_Problem description_
Give back exactly the lines from the start of the listing to the line containing "const selectedRow = ref(14)", inclusive, and nothing beyond them.

━━━━━ Material provided ━━━━━

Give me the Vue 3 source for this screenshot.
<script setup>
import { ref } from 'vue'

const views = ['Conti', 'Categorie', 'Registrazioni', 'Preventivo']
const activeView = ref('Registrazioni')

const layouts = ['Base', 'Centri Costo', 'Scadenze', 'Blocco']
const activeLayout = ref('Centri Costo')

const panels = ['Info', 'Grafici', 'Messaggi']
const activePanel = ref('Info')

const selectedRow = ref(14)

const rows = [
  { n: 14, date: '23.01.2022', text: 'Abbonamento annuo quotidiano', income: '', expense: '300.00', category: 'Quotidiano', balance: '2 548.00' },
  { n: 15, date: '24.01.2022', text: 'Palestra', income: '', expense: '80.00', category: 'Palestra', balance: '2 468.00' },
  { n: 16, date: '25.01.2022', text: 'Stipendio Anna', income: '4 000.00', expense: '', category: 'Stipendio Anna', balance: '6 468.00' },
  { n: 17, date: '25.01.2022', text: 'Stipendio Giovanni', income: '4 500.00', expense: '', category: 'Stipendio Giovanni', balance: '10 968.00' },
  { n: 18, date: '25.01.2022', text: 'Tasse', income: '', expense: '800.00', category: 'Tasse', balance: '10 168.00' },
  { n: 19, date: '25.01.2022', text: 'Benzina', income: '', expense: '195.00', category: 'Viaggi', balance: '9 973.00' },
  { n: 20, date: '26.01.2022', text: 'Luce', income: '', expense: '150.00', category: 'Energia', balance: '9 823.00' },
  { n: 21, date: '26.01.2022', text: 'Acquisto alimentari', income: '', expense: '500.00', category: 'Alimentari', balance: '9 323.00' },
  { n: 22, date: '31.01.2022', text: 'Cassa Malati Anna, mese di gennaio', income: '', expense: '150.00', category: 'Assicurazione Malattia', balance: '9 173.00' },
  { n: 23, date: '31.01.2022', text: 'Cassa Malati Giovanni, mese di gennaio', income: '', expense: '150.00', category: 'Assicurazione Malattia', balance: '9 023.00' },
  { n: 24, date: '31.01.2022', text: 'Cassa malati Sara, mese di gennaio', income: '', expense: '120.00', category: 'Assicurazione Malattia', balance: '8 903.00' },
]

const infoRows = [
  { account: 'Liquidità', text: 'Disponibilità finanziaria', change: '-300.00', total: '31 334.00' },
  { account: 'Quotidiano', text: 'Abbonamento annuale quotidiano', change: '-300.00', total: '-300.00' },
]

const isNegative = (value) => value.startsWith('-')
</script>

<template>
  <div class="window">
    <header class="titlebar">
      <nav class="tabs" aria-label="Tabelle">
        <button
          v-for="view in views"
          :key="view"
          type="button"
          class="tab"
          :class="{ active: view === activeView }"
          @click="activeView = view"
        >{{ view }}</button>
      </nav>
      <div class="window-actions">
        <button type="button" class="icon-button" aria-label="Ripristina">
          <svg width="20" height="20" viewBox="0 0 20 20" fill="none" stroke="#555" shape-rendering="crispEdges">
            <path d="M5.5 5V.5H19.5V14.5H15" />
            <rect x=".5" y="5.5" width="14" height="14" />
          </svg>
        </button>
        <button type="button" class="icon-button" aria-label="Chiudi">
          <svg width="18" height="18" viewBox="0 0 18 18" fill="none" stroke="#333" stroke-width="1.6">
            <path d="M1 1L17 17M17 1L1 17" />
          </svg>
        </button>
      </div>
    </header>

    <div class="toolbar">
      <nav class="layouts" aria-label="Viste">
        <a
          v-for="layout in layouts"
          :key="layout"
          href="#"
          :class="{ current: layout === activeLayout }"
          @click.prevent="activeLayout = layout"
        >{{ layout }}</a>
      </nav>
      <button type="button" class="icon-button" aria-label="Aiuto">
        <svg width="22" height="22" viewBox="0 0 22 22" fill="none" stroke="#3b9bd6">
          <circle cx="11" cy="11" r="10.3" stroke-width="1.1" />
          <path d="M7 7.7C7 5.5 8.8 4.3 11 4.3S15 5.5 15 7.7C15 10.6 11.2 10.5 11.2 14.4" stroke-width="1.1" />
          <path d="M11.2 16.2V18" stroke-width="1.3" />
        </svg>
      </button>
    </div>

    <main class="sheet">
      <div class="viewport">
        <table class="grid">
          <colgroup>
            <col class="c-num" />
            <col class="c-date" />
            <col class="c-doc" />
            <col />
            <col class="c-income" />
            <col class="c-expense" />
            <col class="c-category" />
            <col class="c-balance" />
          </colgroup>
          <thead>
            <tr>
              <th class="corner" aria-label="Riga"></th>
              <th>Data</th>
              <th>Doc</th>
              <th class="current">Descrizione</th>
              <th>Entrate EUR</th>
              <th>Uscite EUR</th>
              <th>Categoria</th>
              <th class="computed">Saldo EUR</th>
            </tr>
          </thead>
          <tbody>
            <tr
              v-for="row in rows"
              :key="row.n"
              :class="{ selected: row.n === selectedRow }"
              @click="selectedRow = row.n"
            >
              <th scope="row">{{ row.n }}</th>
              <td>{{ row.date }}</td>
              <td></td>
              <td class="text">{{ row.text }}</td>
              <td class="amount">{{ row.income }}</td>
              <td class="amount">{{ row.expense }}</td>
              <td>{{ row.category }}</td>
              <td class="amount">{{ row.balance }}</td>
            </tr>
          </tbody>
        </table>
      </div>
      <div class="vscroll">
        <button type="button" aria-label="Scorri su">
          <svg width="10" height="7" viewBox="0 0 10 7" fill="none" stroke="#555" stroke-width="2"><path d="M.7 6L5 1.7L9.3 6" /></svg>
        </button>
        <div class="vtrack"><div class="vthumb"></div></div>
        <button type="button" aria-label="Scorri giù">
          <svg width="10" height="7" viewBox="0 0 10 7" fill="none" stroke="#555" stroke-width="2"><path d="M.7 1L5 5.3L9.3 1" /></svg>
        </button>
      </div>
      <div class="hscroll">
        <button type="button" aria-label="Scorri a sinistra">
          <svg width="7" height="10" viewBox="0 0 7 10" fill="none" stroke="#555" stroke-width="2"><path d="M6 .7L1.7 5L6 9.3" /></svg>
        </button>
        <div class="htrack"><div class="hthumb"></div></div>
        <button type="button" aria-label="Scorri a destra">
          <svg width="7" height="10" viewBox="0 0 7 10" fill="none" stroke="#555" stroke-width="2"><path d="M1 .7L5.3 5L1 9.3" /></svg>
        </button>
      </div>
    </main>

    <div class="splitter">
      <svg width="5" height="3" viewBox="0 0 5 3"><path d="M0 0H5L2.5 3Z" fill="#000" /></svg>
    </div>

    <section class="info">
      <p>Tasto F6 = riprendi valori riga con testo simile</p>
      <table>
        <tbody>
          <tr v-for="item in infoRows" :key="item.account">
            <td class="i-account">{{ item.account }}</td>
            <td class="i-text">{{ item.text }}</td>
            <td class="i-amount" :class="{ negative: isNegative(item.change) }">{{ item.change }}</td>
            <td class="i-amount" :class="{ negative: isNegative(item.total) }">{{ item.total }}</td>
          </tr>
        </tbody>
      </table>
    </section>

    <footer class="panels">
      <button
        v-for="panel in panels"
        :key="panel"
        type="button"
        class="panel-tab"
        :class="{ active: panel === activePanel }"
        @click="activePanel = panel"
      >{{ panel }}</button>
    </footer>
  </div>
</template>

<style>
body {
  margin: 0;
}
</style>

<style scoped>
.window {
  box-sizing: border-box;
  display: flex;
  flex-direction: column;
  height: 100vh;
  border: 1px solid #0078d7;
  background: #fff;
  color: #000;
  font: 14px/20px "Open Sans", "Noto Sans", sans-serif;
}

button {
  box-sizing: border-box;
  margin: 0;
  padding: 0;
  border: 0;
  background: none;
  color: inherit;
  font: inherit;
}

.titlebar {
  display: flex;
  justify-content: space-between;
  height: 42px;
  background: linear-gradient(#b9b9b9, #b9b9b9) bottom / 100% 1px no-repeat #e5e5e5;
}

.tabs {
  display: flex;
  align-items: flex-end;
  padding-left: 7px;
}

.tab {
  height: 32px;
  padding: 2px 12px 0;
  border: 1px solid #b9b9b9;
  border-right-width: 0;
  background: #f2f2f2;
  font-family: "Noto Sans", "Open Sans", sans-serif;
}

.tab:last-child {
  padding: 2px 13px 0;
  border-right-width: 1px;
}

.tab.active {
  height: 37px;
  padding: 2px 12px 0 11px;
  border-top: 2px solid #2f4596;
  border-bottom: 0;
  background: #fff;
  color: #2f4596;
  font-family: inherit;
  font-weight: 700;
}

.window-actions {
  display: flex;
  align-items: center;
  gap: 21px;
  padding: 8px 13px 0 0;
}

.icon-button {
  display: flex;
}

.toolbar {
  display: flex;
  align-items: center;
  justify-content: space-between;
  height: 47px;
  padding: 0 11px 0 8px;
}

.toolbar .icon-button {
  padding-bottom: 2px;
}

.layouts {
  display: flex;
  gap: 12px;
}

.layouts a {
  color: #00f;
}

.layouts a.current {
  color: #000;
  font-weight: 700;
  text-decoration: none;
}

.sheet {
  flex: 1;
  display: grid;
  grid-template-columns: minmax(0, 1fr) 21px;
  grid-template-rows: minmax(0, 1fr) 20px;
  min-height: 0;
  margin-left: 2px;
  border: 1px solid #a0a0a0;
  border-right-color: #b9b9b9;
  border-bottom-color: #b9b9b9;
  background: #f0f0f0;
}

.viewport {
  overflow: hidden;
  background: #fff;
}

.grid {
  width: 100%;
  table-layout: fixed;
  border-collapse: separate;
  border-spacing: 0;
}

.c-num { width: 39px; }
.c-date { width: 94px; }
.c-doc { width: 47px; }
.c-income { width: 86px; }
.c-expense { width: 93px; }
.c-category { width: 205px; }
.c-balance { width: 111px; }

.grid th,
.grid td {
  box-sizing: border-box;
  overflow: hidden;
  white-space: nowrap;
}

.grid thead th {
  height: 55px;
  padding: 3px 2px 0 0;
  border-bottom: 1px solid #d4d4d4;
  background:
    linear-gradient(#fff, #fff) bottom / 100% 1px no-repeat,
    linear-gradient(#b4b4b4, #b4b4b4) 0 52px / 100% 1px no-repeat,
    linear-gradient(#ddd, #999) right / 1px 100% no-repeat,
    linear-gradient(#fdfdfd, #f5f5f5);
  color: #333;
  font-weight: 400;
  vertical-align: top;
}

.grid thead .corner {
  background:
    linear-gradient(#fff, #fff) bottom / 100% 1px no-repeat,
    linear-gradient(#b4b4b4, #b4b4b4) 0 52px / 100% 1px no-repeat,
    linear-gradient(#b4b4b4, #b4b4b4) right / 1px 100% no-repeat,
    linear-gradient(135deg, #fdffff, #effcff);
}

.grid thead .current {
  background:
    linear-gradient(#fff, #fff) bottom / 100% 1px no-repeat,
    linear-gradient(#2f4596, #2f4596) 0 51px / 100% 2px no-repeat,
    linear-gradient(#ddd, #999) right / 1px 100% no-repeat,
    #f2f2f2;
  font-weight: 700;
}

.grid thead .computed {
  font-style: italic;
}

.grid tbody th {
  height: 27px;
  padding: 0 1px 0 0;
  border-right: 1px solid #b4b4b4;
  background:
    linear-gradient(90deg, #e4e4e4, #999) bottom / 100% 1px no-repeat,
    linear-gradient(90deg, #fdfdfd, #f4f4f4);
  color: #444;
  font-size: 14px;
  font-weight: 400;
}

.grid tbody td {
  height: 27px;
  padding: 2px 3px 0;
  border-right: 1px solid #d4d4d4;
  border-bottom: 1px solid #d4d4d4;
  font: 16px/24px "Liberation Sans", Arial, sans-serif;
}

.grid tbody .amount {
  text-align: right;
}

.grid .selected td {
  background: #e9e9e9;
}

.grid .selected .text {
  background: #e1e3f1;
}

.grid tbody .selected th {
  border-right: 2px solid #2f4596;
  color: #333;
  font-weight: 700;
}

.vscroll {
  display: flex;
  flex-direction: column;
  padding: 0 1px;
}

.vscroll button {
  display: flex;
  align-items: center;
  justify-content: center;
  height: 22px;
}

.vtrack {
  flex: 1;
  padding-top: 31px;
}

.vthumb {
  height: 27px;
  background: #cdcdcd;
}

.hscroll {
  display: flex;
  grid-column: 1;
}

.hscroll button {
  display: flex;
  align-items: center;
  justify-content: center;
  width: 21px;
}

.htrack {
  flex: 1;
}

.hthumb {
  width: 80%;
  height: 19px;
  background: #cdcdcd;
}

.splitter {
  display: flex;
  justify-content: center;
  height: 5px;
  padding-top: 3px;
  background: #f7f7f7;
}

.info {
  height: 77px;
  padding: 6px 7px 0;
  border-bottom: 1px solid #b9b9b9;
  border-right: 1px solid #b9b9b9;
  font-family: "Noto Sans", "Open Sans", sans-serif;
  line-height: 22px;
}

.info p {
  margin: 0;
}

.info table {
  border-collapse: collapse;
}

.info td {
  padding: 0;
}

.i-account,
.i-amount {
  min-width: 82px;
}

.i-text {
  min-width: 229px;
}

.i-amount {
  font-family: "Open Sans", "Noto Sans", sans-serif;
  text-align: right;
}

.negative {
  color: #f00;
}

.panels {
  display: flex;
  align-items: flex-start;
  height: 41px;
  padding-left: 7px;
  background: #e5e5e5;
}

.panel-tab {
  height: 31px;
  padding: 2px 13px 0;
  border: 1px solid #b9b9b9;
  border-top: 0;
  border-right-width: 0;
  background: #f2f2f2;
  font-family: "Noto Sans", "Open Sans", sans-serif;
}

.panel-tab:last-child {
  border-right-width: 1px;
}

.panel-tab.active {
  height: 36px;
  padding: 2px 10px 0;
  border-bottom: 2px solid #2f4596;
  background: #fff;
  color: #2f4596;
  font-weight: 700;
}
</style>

━━━━━

_Complete answer_
Give me the Vue 3 source for this screenshot.
<script setup>
import { ref } from 'vue'

const views = ['Conti', 'Categorie', 'Registrazioni', 'Preventivo']
const activeView = ref('Registrazioni')

const layouts = ['Base', 'Centri Costo', 'Scadenze', 'Blocco']
const activeLayout = ref('Centri Costo')

const panels = ['Info', 'Grafici', 'Messaggi']
const activePanel = ref('Info')

const selectedRow = ref(14)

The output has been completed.